§ SHORT PROBLEM:
Pick out the lines containing "screenshot".

━━━━━━

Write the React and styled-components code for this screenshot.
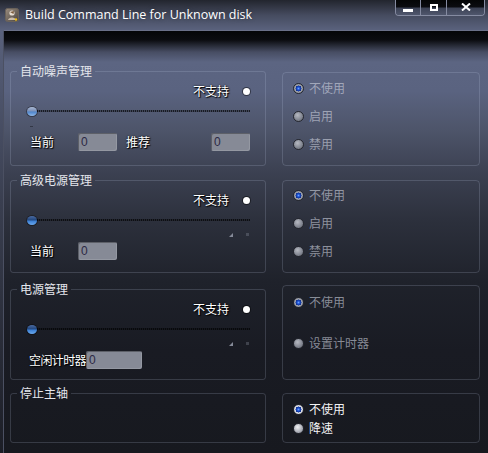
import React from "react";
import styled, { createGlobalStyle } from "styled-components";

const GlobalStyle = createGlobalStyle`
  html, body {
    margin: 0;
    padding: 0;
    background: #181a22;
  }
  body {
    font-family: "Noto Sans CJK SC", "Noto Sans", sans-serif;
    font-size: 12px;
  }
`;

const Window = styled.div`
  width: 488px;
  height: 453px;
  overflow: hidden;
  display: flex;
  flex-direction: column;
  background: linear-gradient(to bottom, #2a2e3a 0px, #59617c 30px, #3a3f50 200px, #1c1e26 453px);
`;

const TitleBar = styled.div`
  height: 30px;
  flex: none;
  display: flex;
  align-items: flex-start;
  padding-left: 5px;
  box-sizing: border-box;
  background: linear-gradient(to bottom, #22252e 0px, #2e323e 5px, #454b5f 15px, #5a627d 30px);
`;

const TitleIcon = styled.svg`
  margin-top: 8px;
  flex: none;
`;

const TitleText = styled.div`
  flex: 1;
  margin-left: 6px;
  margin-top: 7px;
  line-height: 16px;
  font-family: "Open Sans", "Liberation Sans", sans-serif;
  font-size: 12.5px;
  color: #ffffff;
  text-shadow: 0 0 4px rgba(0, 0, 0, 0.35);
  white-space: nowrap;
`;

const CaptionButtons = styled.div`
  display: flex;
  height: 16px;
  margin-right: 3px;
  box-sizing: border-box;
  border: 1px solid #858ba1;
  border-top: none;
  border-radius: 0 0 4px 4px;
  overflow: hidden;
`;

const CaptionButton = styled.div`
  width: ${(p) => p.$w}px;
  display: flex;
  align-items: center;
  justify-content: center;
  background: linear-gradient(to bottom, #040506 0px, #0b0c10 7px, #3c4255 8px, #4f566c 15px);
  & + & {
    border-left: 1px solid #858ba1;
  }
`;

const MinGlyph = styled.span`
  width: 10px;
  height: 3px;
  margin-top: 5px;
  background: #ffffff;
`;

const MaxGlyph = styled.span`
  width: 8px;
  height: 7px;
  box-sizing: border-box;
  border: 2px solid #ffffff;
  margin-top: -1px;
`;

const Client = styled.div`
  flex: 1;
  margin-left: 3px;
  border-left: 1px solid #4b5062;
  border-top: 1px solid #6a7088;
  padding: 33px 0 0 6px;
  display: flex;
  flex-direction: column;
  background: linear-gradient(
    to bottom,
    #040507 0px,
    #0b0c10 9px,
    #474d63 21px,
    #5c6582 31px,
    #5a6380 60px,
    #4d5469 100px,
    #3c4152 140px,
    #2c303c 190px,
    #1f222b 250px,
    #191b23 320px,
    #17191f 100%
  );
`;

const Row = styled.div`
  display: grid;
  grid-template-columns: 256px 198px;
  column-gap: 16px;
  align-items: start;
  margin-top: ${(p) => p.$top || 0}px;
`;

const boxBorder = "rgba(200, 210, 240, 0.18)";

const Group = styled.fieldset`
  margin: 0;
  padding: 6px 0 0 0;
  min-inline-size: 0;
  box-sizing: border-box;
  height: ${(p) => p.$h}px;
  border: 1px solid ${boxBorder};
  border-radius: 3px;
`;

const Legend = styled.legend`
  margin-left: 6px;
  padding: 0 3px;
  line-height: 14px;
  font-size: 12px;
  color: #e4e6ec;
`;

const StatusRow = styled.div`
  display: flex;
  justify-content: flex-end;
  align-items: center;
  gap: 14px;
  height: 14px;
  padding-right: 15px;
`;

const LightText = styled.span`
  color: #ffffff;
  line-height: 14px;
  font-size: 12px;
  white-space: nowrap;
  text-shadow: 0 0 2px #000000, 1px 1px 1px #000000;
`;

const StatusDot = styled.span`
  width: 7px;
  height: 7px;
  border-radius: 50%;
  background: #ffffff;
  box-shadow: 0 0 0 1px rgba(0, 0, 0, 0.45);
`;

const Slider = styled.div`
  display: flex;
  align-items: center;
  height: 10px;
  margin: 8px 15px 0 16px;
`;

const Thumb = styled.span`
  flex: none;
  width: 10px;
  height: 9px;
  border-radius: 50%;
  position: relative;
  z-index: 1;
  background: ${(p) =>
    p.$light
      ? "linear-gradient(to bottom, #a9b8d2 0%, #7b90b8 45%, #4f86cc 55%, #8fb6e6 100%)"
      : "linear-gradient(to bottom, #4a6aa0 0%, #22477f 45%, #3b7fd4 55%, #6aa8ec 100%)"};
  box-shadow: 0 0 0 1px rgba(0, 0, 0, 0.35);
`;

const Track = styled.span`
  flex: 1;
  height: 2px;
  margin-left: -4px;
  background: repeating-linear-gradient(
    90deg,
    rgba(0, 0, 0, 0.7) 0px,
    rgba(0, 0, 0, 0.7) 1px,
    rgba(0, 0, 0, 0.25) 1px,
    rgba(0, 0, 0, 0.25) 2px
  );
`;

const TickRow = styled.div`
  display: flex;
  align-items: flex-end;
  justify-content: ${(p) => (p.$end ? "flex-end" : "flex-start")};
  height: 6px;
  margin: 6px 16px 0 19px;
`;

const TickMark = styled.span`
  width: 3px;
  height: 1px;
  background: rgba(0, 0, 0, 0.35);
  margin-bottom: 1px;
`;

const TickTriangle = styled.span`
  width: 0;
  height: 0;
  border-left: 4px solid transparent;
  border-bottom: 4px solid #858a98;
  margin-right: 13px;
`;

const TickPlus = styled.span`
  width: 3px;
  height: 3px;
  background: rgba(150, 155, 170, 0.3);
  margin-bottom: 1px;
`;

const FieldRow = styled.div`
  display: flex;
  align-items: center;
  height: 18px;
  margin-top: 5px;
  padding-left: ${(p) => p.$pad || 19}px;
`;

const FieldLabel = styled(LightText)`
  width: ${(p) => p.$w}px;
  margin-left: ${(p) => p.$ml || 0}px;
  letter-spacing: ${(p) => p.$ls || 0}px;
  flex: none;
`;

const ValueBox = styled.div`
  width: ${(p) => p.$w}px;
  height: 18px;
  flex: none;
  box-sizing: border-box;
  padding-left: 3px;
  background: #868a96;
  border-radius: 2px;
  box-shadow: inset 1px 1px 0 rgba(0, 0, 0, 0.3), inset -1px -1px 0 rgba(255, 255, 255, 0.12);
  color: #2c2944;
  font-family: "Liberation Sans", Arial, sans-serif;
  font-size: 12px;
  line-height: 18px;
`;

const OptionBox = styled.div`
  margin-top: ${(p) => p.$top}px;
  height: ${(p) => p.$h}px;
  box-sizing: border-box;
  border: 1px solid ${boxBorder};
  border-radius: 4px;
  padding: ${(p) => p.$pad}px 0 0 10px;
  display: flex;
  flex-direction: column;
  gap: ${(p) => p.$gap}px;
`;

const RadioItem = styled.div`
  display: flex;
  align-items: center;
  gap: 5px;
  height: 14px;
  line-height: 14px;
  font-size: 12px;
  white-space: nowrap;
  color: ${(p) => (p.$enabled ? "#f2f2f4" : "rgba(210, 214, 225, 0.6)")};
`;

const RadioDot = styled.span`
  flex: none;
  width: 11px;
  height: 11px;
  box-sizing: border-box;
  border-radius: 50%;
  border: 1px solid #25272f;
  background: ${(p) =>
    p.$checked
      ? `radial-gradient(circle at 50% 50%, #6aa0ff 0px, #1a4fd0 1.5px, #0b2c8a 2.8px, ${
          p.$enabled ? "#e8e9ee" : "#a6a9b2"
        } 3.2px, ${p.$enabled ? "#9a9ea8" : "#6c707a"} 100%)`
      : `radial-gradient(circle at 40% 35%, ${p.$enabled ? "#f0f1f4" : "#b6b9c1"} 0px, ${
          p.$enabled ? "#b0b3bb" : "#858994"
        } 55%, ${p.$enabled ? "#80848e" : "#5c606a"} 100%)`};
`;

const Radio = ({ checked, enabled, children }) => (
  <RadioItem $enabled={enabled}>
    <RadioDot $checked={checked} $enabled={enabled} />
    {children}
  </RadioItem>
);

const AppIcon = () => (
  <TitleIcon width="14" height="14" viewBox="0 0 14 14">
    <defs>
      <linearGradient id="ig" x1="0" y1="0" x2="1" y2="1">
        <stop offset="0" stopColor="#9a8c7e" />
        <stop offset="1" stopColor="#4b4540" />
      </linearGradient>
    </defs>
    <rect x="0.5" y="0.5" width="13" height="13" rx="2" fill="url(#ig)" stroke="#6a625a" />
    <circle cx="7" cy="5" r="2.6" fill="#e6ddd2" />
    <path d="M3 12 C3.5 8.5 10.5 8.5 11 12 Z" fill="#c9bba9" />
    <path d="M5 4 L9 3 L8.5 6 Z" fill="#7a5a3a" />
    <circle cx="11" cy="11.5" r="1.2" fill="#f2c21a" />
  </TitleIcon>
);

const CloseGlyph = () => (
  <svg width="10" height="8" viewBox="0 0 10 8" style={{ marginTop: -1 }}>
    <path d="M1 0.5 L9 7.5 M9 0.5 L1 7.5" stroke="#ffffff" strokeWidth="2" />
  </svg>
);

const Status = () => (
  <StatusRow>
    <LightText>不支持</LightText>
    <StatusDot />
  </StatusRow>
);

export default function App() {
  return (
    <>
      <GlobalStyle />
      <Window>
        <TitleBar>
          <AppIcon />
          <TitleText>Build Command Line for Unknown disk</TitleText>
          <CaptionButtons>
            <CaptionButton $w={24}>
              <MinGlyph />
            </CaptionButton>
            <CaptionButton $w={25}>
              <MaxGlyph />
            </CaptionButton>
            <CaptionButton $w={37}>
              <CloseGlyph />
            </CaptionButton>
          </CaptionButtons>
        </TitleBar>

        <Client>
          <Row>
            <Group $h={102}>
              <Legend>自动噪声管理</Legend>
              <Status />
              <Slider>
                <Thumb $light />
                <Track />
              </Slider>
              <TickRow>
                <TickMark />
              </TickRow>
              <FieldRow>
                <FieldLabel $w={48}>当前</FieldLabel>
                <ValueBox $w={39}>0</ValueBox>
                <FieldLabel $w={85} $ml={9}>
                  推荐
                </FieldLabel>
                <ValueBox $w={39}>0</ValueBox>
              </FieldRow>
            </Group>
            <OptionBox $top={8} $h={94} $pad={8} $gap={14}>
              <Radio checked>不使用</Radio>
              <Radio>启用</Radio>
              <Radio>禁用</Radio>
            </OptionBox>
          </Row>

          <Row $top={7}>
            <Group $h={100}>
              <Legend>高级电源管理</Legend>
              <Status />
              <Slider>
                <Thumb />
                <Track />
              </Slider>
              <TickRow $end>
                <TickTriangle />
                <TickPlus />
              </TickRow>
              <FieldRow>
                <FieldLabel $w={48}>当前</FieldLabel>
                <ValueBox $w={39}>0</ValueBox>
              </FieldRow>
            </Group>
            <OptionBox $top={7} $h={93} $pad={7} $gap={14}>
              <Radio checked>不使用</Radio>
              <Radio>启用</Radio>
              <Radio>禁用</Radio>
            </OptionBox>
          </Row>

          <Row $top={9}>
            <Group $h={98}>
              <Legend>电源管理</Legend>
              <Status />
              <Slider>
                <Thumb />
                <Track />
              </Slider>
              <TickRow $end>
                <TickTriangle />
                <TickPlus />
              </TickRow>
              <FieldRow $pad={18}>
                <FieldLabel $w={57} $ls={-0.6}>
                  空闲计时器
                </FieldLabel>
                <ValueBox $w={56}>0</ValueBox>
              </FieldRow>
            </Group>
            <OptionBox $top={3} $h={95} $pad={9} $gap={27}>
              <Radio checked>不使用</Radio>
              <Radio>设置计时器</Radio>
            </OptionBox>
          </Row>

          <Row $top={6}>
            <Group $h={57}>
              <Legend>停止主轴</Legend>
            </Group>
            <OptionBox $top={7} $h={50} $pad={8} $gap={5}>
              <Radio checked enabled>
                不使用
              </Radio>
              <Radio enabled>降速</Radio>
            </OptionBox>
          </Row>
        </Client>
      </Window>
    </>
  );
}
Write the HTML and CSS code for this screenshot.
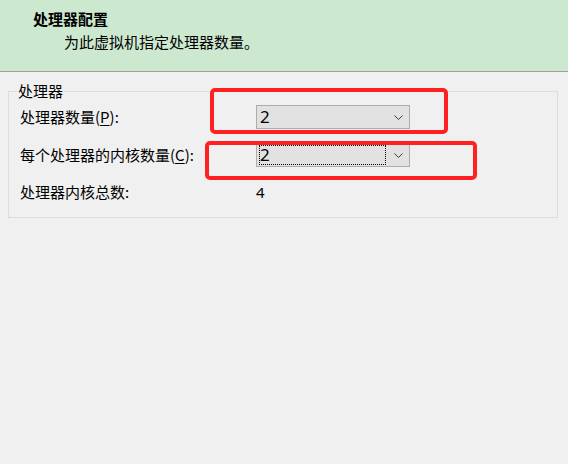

━━━━━━

§ SOLUTION TO THIS EXERCISE:
Write the React and styled-components code for this screenshot.
Write the HTML and CSS code for this screenshot.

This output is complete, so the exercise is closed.